И, кажется, в перечне "нет" на вопрос, изменили бы что-нибудь мои слова о любви перед уходом, я чуть не забыла самое главное.
Нет - потому что ты меня не любишь".
Перечитала, усмехнулась. Закурила.
Психотерапевт говорила, что в зависимости от степени чувственной зависимости, активный период ломки будет длиться по-разному, но точно полегчает через 21 день, это первый трехнедельный цикл формирования привычки.
У нее же прошла всего одна неделя, а уже никакой особой ломки не наблюдалось. Кажется, это письмо последнее. Больше писать не о чем. Вот, значит, он какой - разрыв эмоциональных связей. Будем знать.
Психотерапевт могла бы сразу сказать, что дело пойдет быстрее, если помимо блокировок и выписываний оперативно подыскать какого-нибудь условного Пашку и, когда совсем приспичит, отправлять ему мемчики. Грубо говоря, заменить отработанный материал и проблемный объект на новый, неизведанный и потенциально взаимный. Ну ведь правда, безответная любовь хорошо смотрится только на страницах художественных произведений, а в жизни роль вздыхающей у окна страдалицы - да еще по психопату-алкоголику, весь эмоциональный фон которого остался с курткой Армани - так себе приключение, прямо скажем. Есть вещи и поинтереснее. Например, общаться с тем, кто хочет с тобой общаться по-нормальному и не напивается до белой горячки.
Она захлопнула тетрадь и забросила поглубже в шкаф вместе с ручкой. Наверно, спустя какое-то время будет занятно все это перечитать и не сразу вспомнить, кто именно в той фазе жизни скрывался под кодовым именем "Дорогой" во втором письме. Слава богу, она не какой-нибудь там писатель и нигде это не публикует - а то все бы считали, что она сидит и страдает, и что это был единственный и неповторимый мужчина в ее личном спектре, и теперь без него все, тираж, утиль, свалка.
Нет уж, спасибо.

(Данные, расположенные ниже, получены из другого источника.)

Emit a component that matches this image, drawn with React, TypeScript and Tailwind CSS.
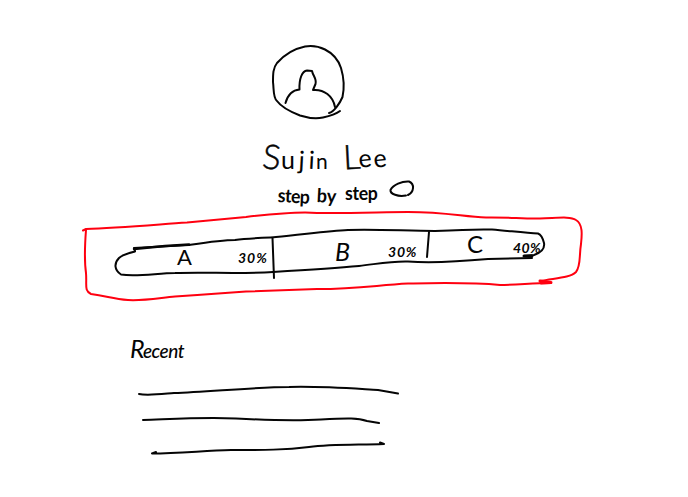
import type { ReactNode } from "react";

type GlyphProps = { children: ReactNode; className?: string };

const Glyph = ({ children, className = "" }: GlyphProps) => (
  <span className={`inline-block origin-bottom ${className}`}>{children}</span>
);

const Avatar = () => (
  <svg className="block h-[84px] w-20" viewBox="268 40 80 84" fill="none" stroke="currentColor" strokeWidth="2" strokeLinecap="round" strokeLinejoin="round">
    <path d="M329 113 C334 112 340 103 342.5 97 C344 90 344 78 341 68 C338 59 332 53 325 49.5 C318 46 311 45.5 305 46.5 C293 49 284 55 277 63 C273 68 273 74 273 82 C274 90 273 98 277 101 C282 108 291 112 300 115.5 C308 118 316 119 323 117.5 C330 116 336 114 340 111" />
    <path d="M285.5 103 C288 94 293 90 299.5 89.5 C299 79 302 71 307 70.5 L312 71 C313 76 317 79 315.5 84 L313 90 C324 89 333 96 335 107" />
  </svg>
);

const Outline = () => (
  <svg className="absolute inset-0 h-full w-full" viewBox="78 208 510 96" fill="none" strokeLinecap="round" strokeLinejoin="round">
    <g stroke="#ff0010" strokeWidth="2">
      <path d="M83 230.5 L86 229 C115 228 151 225 187 222.5 L246 217 C280 213 302 211.5 317 213 C350 213.5 385 212 408 212 C447 212 464 217 486 217.5 C506 217 525 219 540 218.5 C558 218 570 216 576 220 C583 224 582 235 581 244 C579 256 581 266 576 272 C570 278 555 278 540 281 L551 283 C533 283 517 285 500 285 C469 282 433 283 408 283.5 C377 285 359 289 317 289 L246 291.5 C226 293 199 295 175 296.5 C159 298 143 301 128 300 C113 299 107 296 91 294 C84 291 87 285 86 273 C84 259 85 243 86 230" />
      <path d="M540 281 L551 282.5 L541 283" strokeWidth="3" />
    </g>
    <g stroke="#050505" strokeWidth="2">
      <path d="M135 251.5 C129 253 122 255 119 258 C114 263 114 270 121 274.5 C137 277 158 273 175 273 C205 272 242 274 273 272 C306 270 337 268 359 266 C377 264 390 261 408 261.5 C430 263 466 261 488 259 L532 258" />
      <path d="M135 251 L134 248 C151 247 170 246 189 245 C209 242 222 240 235 240 C249 238 264 238 276 237 C300 235 327 231 348 230 C377 229 407 231 435 231 C454 230 474 229 492 229.5 C510 231 526 233 538 233.5 C542 235 543 239 544 243 C545 249 540 253 534 255 L524 256" />
      <path d="M134 249 L165 246 L189 244.5" strokeWidth="2.5" />
      <path d="M272.5 238 L274 278 M429 232 L427 257" />
      <path d="M524 256 L532 256" strokeWidth="3" />
    </g>
  </svg>
);

const RecentLines = () => (
  <svg className="ml-[136px] block h-[76px] w-[266px]" viewBox="136 382 266 76" fill="none" stroke="currentColor" strokeWidth="2" strokeLinecap="round" strokeLinejoin="round">
    <path d="M139 394 C147 396 162 394 174 393 C208 392 254 387 289 387 C321 386 359 389 378 390 L398 393.5" />
    <path d="M143 420 C173 419 204 417 236 418.5 C265 420 295 421 321 419.5 C349 418 358 418 367 421 L379 423" />
    <path d="M156 452 L152 453.5 C178 453 203 451 231 450 C264 450 285 450 309 447 C332 444 359 445 384 444 L380 442.5" />
  </svg>
);

export default function App() {
  return (
    <main className="h-[497px] w-[688px] overflow-hidden bg-white font-[Lato,sans-serif] text-[#050505]">
      <header className="h-[208px] pt-10">
        <div className="ml-[268px]">
          <Avatar />
        </div>
        <h1 className="mt-[15px] ml-[261px] h-[42px] text-[25px] leading-[34px] font-normal whitespace-nowrap">
          <Glyph className="w-[19px] rotate-6 text-[34px] leading-none font-light [-webkit-text-stroke:0.5px]">S</Glyph>
          <Glyph className="w-[16px] translate-x-px">u</Glyph>
          <Glyph className="w-[9px] translate-x-0.5 rotate-3">j</Glyph>
          <Glyph className="w-[9px] translate-x-[3px] rotate-3">i</Glyph>
          <Glyph className="mr-[17px] w-[14px] translate-x-0.5 text-[21px]">n</Glyph>
          <Glyph className="w-[15px] -translate-x-px -rotate-3 text-[34px] leading-none font-light [-webkit-text-stroke:0.5px]">L</Glyph>
          <Glyph className="w-[15px] -translate-y-0.5 -rotate-6">e</Glyph>
          <Glyph className="-translate-y-0.5 -rotate-6">e</Glyph>
        </h1>
        <div className="ml-[278px] flex h-[27px] items-start text-[19px] leading-[23px] font-bold">
          <p className="flex w-[110px] pt-0.5">
            <span className="w-[39px] origin-left scale-x-[0.93] rotate-3 tracking-[-0.6px]">step</span>
            <span className="w-[28px] origin-left scale-x-[0.95] rotate-3">by</span>
            <span className="w-[36px] origin-left -translate-y-0.5 scale-x-[0.93] tracking-[-0.3px]">step</span>
          </p>
          <svg className="mt-[-3px] h-[22px] w-7" viewBox="387 178 28 22" fill="none" stroke="currentColor" strokeWidth="2" strokeLinecap="round">
            <path d="M405 195.5 C397 197 389 194 389.5 190 C392 185 401 181 408 181.5 C414 184 413 192 407 195" />
          </svg>
        </div>
      </header>

      <section className="relative ml-[78px] h-24 w-[510px]">
        <Outline />
        <div className="relative ml-[37px] flex h-24 w-[429px]">
          <div className="flex w-[158px] items-start pl-[62px]">
            <span className="mt-[35px] w-[61px] text-[22px] leading-[28px]">A</span>
            <span className="mt-[40px] text-[14px] leading-[20px] font-bold tracking-[1px] italic">30%</span>
          </div>
          <div className="flex w-[155px] items-start pl-[62px]">
            <span className="mt-[27px] w-[53px] text-[25px] leading-[32px] italic">B</span>
            <span className="mt-[34px] text-[14px] leading-[20px] font-bold tracking-[0.8px] italic">30%</span>
          </div>
          <div className="flex w-[116px] items-start pl-[39px]">
            <span className="mt-[22px] w-[46px] text-[24px] leading-[28px]">C</span>
            <span className="mt-[30px] text-[14px] leading-[20px] font-bold tracking-[0.4px] italic">40%</span>
          </div>
        </div>
      </section>

      <section>
        <h2 className="ml-[130px] h-[78px] pt-[31px] text-[19px] leading-[32px] font-medium tracking-[-0.5px] italic">
          <Glyph className="w-[13px] text-[25px] leading-none font-normal">R</Glyph>ecent
        </h2>
        <RecentLines />
      </section>
    </main>
  );
}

Обойдемся как-нибудь без этой вашей лирики.
И вообще, пора уже ответить вчерашнему компаньону по барной посиделке на его "Как самочувствие? Ты жива после вчерашнего?"
Живее всех живых. Вот сейчас - особенно.
Дочки, матери и женское мышление
В гости к Оле приехала мама и первым делом взялась с упоением готовить на кухне. Блины, мясо, суп. Параллельно, естественно, с разговорами обо всем подряд.
Оля любила, когда мама приезжала и хозяйничала. В этом было что-то странное и даже маниакальное - мама занималась домашними делами будто бы на скорость, как если бы участвовала в соревновании, где жюри должно выставить максимально высокую оценку. Но Оле все равно это нравилось, потому что привносило в ее холостяцкую жизнь уют, подзабытое ощущение семьи и заботы, а также обновляло связь с миром нормальных людей.